Given records
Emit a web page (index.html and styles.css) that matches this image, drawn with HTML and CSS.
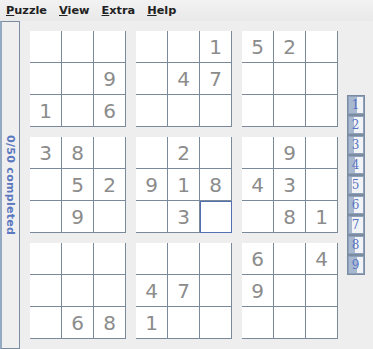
FILE: index.html
```html
<!DOCTYPE html>
<html lang="en">
<head>
  <meta charset="UTF-8">
  <title>Sudoku</title>
  <link rel="stylesheet" href="styles.css">
</head>
<body>
  <div class="menubar">
    <span class="menu"><u>P</u>uzzle</span>
    <span class="menu"><u>V</u>iew</span>
    <span class="menu"><u>E</u>xtra</span>
    <span class="menu"><u>H</u>elp</span>
  </div>

  <div class="main">
    <div class="status"><span>0/50 completed</span></div>

    <div class="board">
      <div class="box">
        <div class="cell"></div><div class="cell"></div><div class="cell"></div>
        <div class="cell"></div><div class="cell"></div><div class="cell">9</div>
        <div class="cell">1</div><div class="cell"></div><div class="cell">6</div>
      </div>
      <div class="box">
        <div class="cell"></div><div class="cell"></div><div class="cell">1</div>
        <div class="cell"></div><div class="cell">4</div><div class="cell">7</div>
        <div class="cell"></div><div class="cell"></div><div class="cell"></div>
      </div>
      <div class="box">
        <div class="cell">5</div><div class="cell">2</div><div class="cell"></div>
        <div class="cell"></div><div class="cell"></div><div class="cell"></div>
        <div class="cell"></div><div class="cell"></div><div class="cell"></div>
      </div>
      <div class="box">
        <div class="cell">3</div><div class="cell">8</div><div class="cell"></div>
        <div class="cell"></div><div class="cell">5</div><div class="cell">2</div>
        <div class="cell"></div><div class="cell">9</div><div class="cell"></div>
      </div>
      <div class="box">
        <div class="cell"></div><div class="cell">2</div><div class="cell"></div>
        <div class="cell">9</div><div class="cell">1</div><div class="cell">8</div>
        <div class="cell"></div><div class="cell">3</div><div class="cell selected"></div>
      </div>
      <div class="box">
        <div class="cell"></div><div class="cell">9</div><div class="cell"></div>
        <div class="cell">4</div><div class="cell">3</div><div class="cell"></div>
        <div class="cell"></div><div class="cell">8</div><div class="cell">1</div>
      </div>
      <div class="box">
        <div class="cell"></div><div class="cell"></div><div class="cell"></div>
        <div class="cell"></div><div class="cell"></div><div class="cell"></div>
        <div class="cell"></div><div class="cell">6</div><div class="cell">8</div>
      </div>
      <div class="box">
        <div class="cell"></div><div class="cell"></div><div class="cell"></div>
        <div class="cell">4</div><div class="cell">7</div><div class="cell"></div>
        <div class="cell">1</div><div class="cell"></div><div class="cell"></div>
      </div>
      <div class="box">
        <div class="cell">6</div><div class="cell"></div><div class="cell">4</div>
        <div class="cell">9</div><div class="cell"></div><div class="cell"></div>
        <div class="cell"></div><div class="cell"></div><div class="cell"></div>
      </div>
    </div>

    <div class="side">
      <div class="digits">
        <div class="digit" style="--p: 56%">1</div>
        <div class="digit" style="--p: 33%">2</div>
        <div class="digit" style="--p: 33%">3</div>
        <div class="digit" style="--p: 44%">4</div>
        <div class="digit" style="--p: 22%">5</div>
        <div class="digit" style="--p: 33%">6</div>
        <div class="digit" style="--p: 22%">7</div>
        <div class="digit" style="--p: 44%">8</div>
        <div class="digit" style="--p: 56%">9</div>
      </div>
    </div>
  </div>
</body>
</html>
```

FILE: styles.css
```css
body {
  margin: 0;
  padding: 0;
  width: 373px;
  height: 349px;
  background: #eeeeee;
  font-family: "DejaVu Sans", sans-serif;
  overflow: hidden;
}
.menubar {
  height: 21px;
  display: flex;
  align-items: center;
  padding-left: 6px;
  gap: 12px;
  box-sizing: border-box;
  background: linear-gradient(#f2f2f2, #e9e9e9);
}
.menu {
  font-size: 11.3px;
  font-weight: bold;
  color: #222;
}
.main {
  display: flex;
  height: 328px;
}
.status {
  width: 20px;
  box-sizing: border-box;
  border: 1px solid #7b8ca0;
  border-left: 2px solid #94a9c2;
  display: flex;
  align-items: center;
  justify-content: center;
  background: #efefef;
}
.status span {
  writing-mode: vertical-rl;
  font-size: 11px;
  font-weight: bold;
  color: #5b78c0;
  letter-spacing: 0.3px;
}
.board {
  margin: 10px 0 0 10px;
  display: grid;
  grid-template-columns: repeat(3, 96px);
  grid-template-rows: repeat(3, 96px);
  gap: 10px;
}
.box {
  display: grid;
  grid-template-columns: repeat(3, 32px);
  grid-template-rows: repeat(3, 32px);
  background: #fff;
}
.cell {
  box-sizing: border-box;
  border-right: 1px solid #7b8a9b;
  border-bottom: 1px solid #7b8a9b;
  display: flex;
  align-items: center;
  justify-content: center;
  font-size: 20px;
  color: #8c8c8c;
}
.cell.selected {
  outline: 1px solid #5470b4;
  outline-offset: -1px;
  box-shadow: inset 1px 1px 0 #5470b4;
}
.side {
  flex: 1;
  display: flex;
  align-items: center;
  justify-content: center;
}
.digits {
  width: 16px;
  border: 1px solid #7b8ca0;
  background: #7b8ca0;
  display: flex;
  flex-direction: column;
  gap: 2px;
}
.digit {
  height: 18px;
  box-sizing: border-box;
  border: 1px solid #8ea0bc;
  font-family: "DejaVu Serif", serif;
  font-size: 12px;
  color: #5a74c4;
  display: flex;
  align-items: center;
  justify-content: center;
  background: linear-gradient(to right, #a7b8cf var(--p), #f1f3f7 var(--p));
}
```
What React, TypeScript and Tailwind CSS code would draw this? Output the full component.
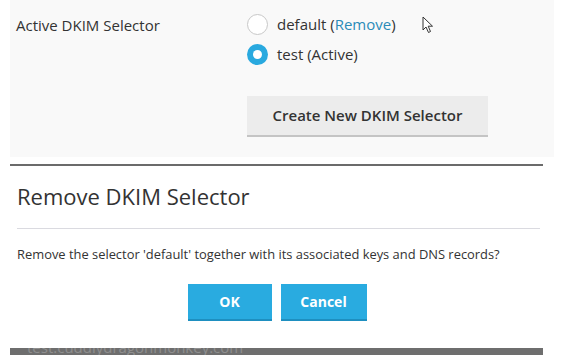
import type { ReactNode } from 'react';

const FONT = "font-['Open_Sans',_'Liberation_Sans',_sans-serif]";

function Radio({ checked, children }: { checked?: boolean; children: ReactNode }) {
  return (
    <label className="flex h-[21px] items-center gap-[9px]">
      {checked ? (
        <span className="flex h-[21px] w-[21px] items-center justify-center rounded-full bg-[#29a9df]">
          <span className="h-[9px] w-[9px] rounded-full bg-white" />
        </span>
      ) : (
        <span className="h-[21px] w-[21px] rounded-full border border-[#c8c8c8] bg-white" />
      )}
      <span className="text-[15px] leading-none text-[#333]">{children}</span>
    </label>
  );
}

function Cursor() {
  return (
    <svg
      className="absolute left-[422px] top-[16px]"
      width="13"
      height="19"
      viewBox="0 0 13 19"
    >
      <path
        d="M1 1 L1 14 L4 11 L6.5 16.5 L8.5 15.5 L6.2 10.2 L10.5 10.2 Z"
        fill="white"
        stroke="#333"
        strokeWidth="1"
        strokeLinejoin="round"
      />
    </svg>
  );
}

export default function App() {
  return (
    <div className={`relative h-[355px] w-[588px] overflow-hidden bg-white ${FONT}`}>
      <section className="ml-[10px] flex h-[157px] w-[544px] bg-[#f9f9f9]">
        <div className="w-[237px] pl-[6px] pt-[14px] text-[15px] text-[#333]">
          Active DKIM Selector
        </div>
        <div className="flex flex-col pt-[14px]">
          <div className="flex flex-col gap-[9px]">
            <Radio>
              default (<span className="text-[#2a8bb8]">Remove</span>)
            </Radio>
            <Radio checked>test (Active)</Radio>
          </div>
          <button className="mt-[31px] h-[41px] w-[241px] border-b-2 border-[#c4c4c4] bg-[#ececec] text-[15px] font-semibold text-[#333]">
            Create New DKIM Selector
          </button>
        </div>
      </section>

      <section className="ml-[10px] mt-[7px] h-[184px] w-[533px] border-t-2 border-[#6b6b6b] bg-white">
        <div className="px-[7px] pt-[16px]">
          <h2 className="text-[22px] leading-[28px] text-[#333]">Remove DKIM Selector</h2>
          <div className="mt-[18px] h-px w-[523px] bg-[#dadae0]" />
          <p className="mt-[16px] text-[12.9px] leading-[18px] text-[#333]">
            Remove the selector 'default' together with its associated keys and DNS records?
          </p>
          <div className="mt-[21px] flex justify-center gap-[9px] pl-[1px]">
            <button className="h-[37px] w-[84px] border-b-2 border-[#1e8fc0] bg-[#29abe0] text-[14px] font-bold text-white">
              OK
            </button>
            <button className="h-[37px] w-[86px] border-b-2 border-[#1e8fc0] bg-[#29abe0] text-[14px] font-bold text-white">
              Cancel
            </button>
          </div>
        </div>
      </section>

      <div className="ml-[10px] h-[8px] w-[533px] overflow-hidden bg-[#6e6e6e]">
        <div className="-mt-[10px] pl-[17px] text-[15px] leading-[18px] text-[#8f8f8f]">
          test.cuddlydragonmonkey.com
        </div>
      </div>

      <Cursor />
    </div>
  );
}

Exercise
Copy every line of the listing where the word "styles" appears.

Answer to the task
Emit a web page (index.html and styles.css) that matches this image, drawn with HTML and CSS.
  <link rel="stylesheet" href="styles.css">
FILE: styles.css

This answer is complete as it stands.